UniversalDependencies / UD_Irish-IDT

Irish data
Other
6 stars 7 forks source link

Many feature corrections based on QA scripts #154

Closed kscanne closed 1 year ago

kscanne commented 1 year ago

A bit of back story... I've written some scripts with the aim of improving POS tagging for Irish, as part of work with Fiontar (@Gaois and @michealjohnny). These scripts arose out of the QA work I did on this treebank at the beginning of 2021. The good stuff is here:

https://github.com/kscanne/grammatach/blob/main/grammatach/ga.py

The code is a mess, but basically the idea is to combine the UD tagger with rule-based constraints inspired by @uidhonne's tagger, with the advantage that the constraints can be expressed in a rich way by using the UD dependency relations. As a simple example, virtually all rules for initial mutation can be expressed in this formalism.

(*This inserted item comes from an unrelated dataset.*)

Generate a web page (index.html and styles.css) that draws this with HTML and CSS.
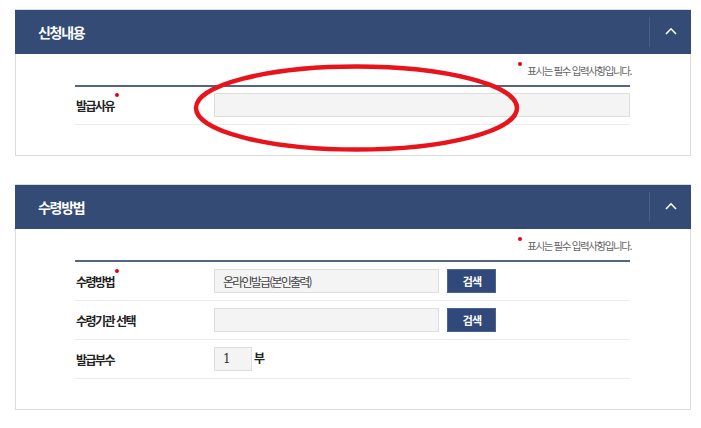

As a side-effect, I can take any existing treebank and display where the constraints are violated by the existing features. This PR is the first batch of corrections based on this. More to come. I'm hoping to generalize enough to handle pre-standard Irish as well so it can be applied to the treebank I started last year:

https://github.com/UniversalDependencies/UD_Irish-Cadhan/tree/dev

These changes should be uncontroversial, but I'd be grateful if anyone is willing to give things a quick sanity check.